### [To be done]
Reproduce the listing below word for word, with no pictures.

····················

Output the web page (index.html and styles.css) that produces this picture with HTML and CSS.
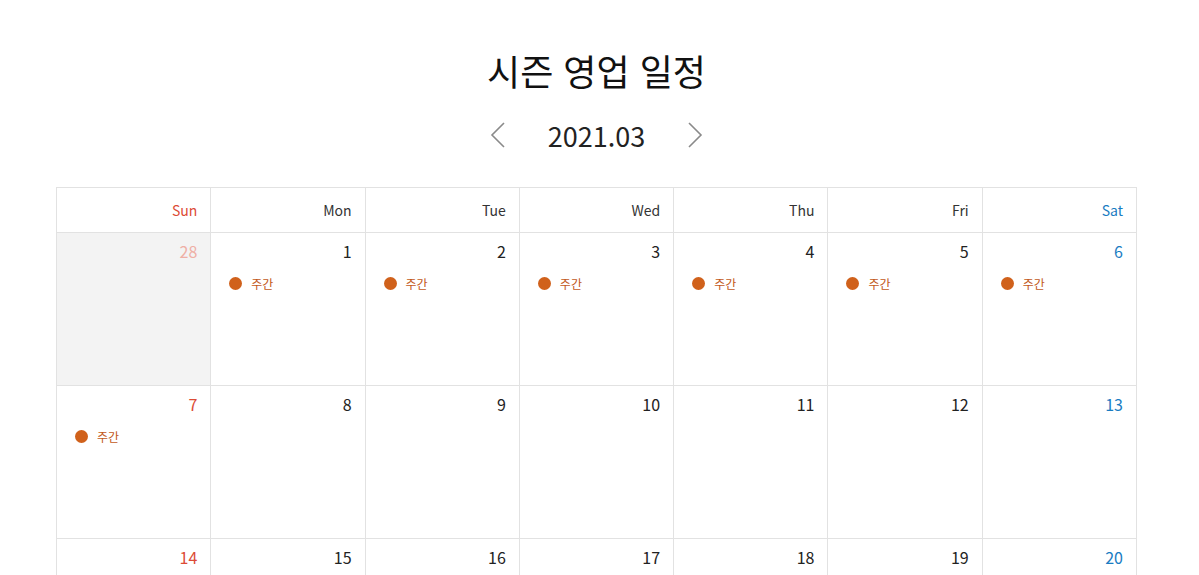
FILE: index.html
```html
<!DOCTYPE html>
<html lang="ko">
<head>
<meta charset="UTF-8">
<title>시즌 영업 일정</title>
<link rel="stylesheet" href="styles.css">
</head>
<body>
<div class="wrap">
    <h1 class="title">시즌 영업 일정</h1>
    <div class="month-nav">
        <button class="nav-btn" aria-label="이전 달">
            <svg width="16" height="26" viewBox="0 0 16 26"><path d="M14 1 L2 13 L14 25" fill="none" stroke="#8a8a8a" stroke-width="1.6"/></svg>
        </button>
        <span class="month">2021.03</span>
        <button class="nav-btn" aria-label="다음 달">
            <svg width="16" height="26" viewBox="0 0 16 26"><path d="M2 1 L14 13 L2 25" fill="none" stroke="#8a8a8a" stroke-width="1.6"/></svg>
        </button>
    </div>
    <table class="calendar">
        <thead>
            <tr>
                <th class="sun">Sun</th><th>Mon</th><th>Tue</th><th>Wed</th><th>Thu</th><th>Fri</th><th class="sat">Sat</th>
            </tr>
        </thead>
        <tbody id="cal-body"></tbody>
    </table>
</div>
<script>
const body = document.getElementById('cal-body');
const events = [1,2,3,4,5,6,7];
const days = [];
days.push({n:28, other:true});
for(let d=1; d<=31; d++) days.push({n:d});
for(let d=1; d<=3; d++) days.push({n:d, other:true});

for(let w=0; w<days.length/7; w++){
    const tr = document.createElement('tr');
    for(let i=0; i<7; i++){
        const day = days[w*7+i];
        const td = document.createElement('td');
        if(i===0) td.classList.add('sun');
        if(i===6) td.classList.add('sat');
        if(day.other) td.classList.add('other');
        let html = '<div class="num">'+day.n+'</div>';
        if(!day.other && events.includes(day.n)){
            html += '<div class="event"><span class="dot"></span>주간</div>';
        }
        td.innerHTML = html;
        tr.appendChild(td);
    }
    body.appendChild(tr);
}
</script>
</body>
</html>
```

FILE: styles.css
```css
* { margin:0; padding:0; box-sizing:border-box; }
body {
    font-family: "Noto Sans CJK KR", "Noto Sans", sans-serif;
    background: #fff;
    color: #222;
    padding-right: 6px;
}
.wrap {
    width: 1081px;
    margin: 0 auto;
}
.title {
    text-align: center;
    font-size: 36px;
    font-weight: 400;
    line-height: 44px;
    padding-top: 48px;
    color: #111;
}
.month-nav {
    display: flex;
    justify-content: center;
    align-items: center;
    gap: 42px;
    margin-top: 23px;
    height: 40px;
}
.nav-btn {
    border: none;
    background: none;
    cursor: pointer;
    display: flex;
    width: 16px;
    height: 26px;
}
.month {
    font-size: 27px;
    font-weight: 400;
    color: #222;
}
.calendar {
    width: 1081px;
    margin-top: 32px;
    border-collapse: collapse;
    table-layout: fixed;
}
.calendar th, .calendar td {
    border: 1px solid #e2e2e2;
}
.calendar th {
    height: 45px;
    text-align: right;
    padding: 0 13px 0 0;
    font-size: 14px;
    font-weight: 400;
    color: #333;
}
.calendar td {
    height: 153px;
    vertical-align: top;
    padding: 7px 13px 0 18px;
}
.calendar th.sun, .calendar td.sun .num { color: #dc4b35; }
.calendar th.sat, .calendar td.sat .num { color: #1a7cc2; }
.calendar td.other { background: #f3f3f3; }
.calendar td.other .num { color: #efafa5; }
.calendar td.other.sat .num { color: #a6c9e4; }
.num {
    text-align: right;
    font-size: 16px;
    line-height: 22px;
    color: #222;
}
.event {
    display: flex;
    align-items: center;
    gap: 9px;
    margin-top: 13px;
    font-size: 12px;
    color: #c2591a;
}
.dot {
    width: 13px;
    height: 13px;
    border-radius: 50%;
    background: #d0611b;
}
```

····················

### [Response]
Output the web page (index.html and styles.css) that produces this picture with HTML and CSS.
FILE: index.html
```html
<!DOCTYPE html>
<html lang="ko">
<head>
<meta charset="UTF-8">
<title>시즌 영업 일정</title>
<link rel="stylesheet" href="styles.css">
</head>
<body>
<div class="wrap">
    <h1 class="title">시즌 영업 일정</h1>
    <div class="month-nav">
        <button class="nav-btn" aria-label="이전 달">
            <svg width="16" height="26" viewBox="0 0 16 26"><path d="M14 1 L2 13 L14 25" fill="none" stroke="#8a8a8a" stroke-width="1.6"/></svg>
        </button>
        <span class="month">2021.03</span>
        <button class="nav-btn" aria-label="다음 달">
            <svg width="16" height="26" viewBox="0 0 16 26"><path d="M2 1 L14 13 L2 25" fill="none" stroke="#8a8a8a" stroke-width="1.6"/></svg>
        </button>
    </div>
    <table class="calendar">
        <thead>
            <tr>
                <th class="sun">Sun</th><th>Mon</th><th>Tue</th><th>Wed</th><th>Thu</th><th>Fri</th><th class="sat">Sat</th>
            </tr>
        </thead>
        <tbody id="cal-body"></tbody>
    </table>
</div>
<script>
const body = document.getElementById('cal-body');
const events = [1,2,3,4,5,6,7];
const days = [];
days.push({n:28, other:true});
for(let d=1; d<=31; d++) days.push({n:d});
for(let d=1; d<=3; d++) days.push({n:d, other:true});

for(let w=0; w<days.length/7; w++){
    const tr = document.createElement('tr');
    for(let i=0; i<7; i++){
        const day = days[w*7+i];
        const td = document.createElement('td');
        if(i===0) td.classList.add('sun');
        if(i===6) td.classList.add('sat');
        if(day.other) td.classList.add('other');
        let html = '<div class="num">'+day.n+'</div>';
        if(!day.other && events.includes(day.n)){
            html += '<div class="event"><span class="dot"></span>주간</div>';
        }
        td.innerHTML = html;
        tr.appendChild(td);
    }
    body.appendChild(tr);
}
</script>
</body>
</html>
```

FILE: styles.css
```css
* { margin:0; padding:0; box-sizing:border-box; }
body {
    font-family: "Noto Sans CJK KR", "Noto Sans", sans-serif;
    background: #fff;
    color: #222;
    padding-right: 6px;
}
.wrap {
    width: 1081px;
    margin: 0 auto;
}
.title {
    text-align: center;
    font-size: 36px;
    font-weight: 400;
    line-height: 44px;
    padding-top: 48px;
    color: #111;
}
.month-nav {
    display: flex;
    justify-content: center;
    align-items: center;
    gap: 42px;
    margin-top: 23px;
    height: 40px;
}
.nav-btn {
    border: none;
    background: none;
    cursor: pointer;
    display: flex;
    width: 16px;
    height: 26px;
}
.month {
    font-size: 27px;
    font-weight: 400;
    color: #222;
}
.calendar {
    width: 1081px;
    margin-top: 32px;
    border-collapse: collapse;
    table-layout: fixed;
}
.calendar th, .calendar td {
    border: 1px solid #e2e2e2;
}
.calendar th {
    height: 45px;
    text-align: right;
    padding: 0 13px 0 0;
    font-size: 14px;
    font-weight: 400;
    color: #333;
}
.calendar td {
    height: 153px;
    vertical-align: top;
    padding: 7px 13px 0 18px;
}
.calendar th.sun, .calendar td.sun .num { color: #dc4b35; }
.calendar th.sat, .calendar td.sat .num { color: #1a7cc2; }
.calendar td.other { background: #f3f3f3; }
.calendar td.other .num { color: #efafa5; }
.calendar td.other.sat .num { color: #a6c9e4; }
.num {
    text-align: right;
    font-size: 16px;
    line-height: 22px;
    color: #222;
}
.event {
    display: flex;
    align-items: center;
    gap: 9px;
    margin-top: 13px;
    font-size: 12px;
    color: #c2591a;
}
.dot {
    width: 13px;
    height: 13px;
    border-radius: 50%;
    background: #d0611b;
}
```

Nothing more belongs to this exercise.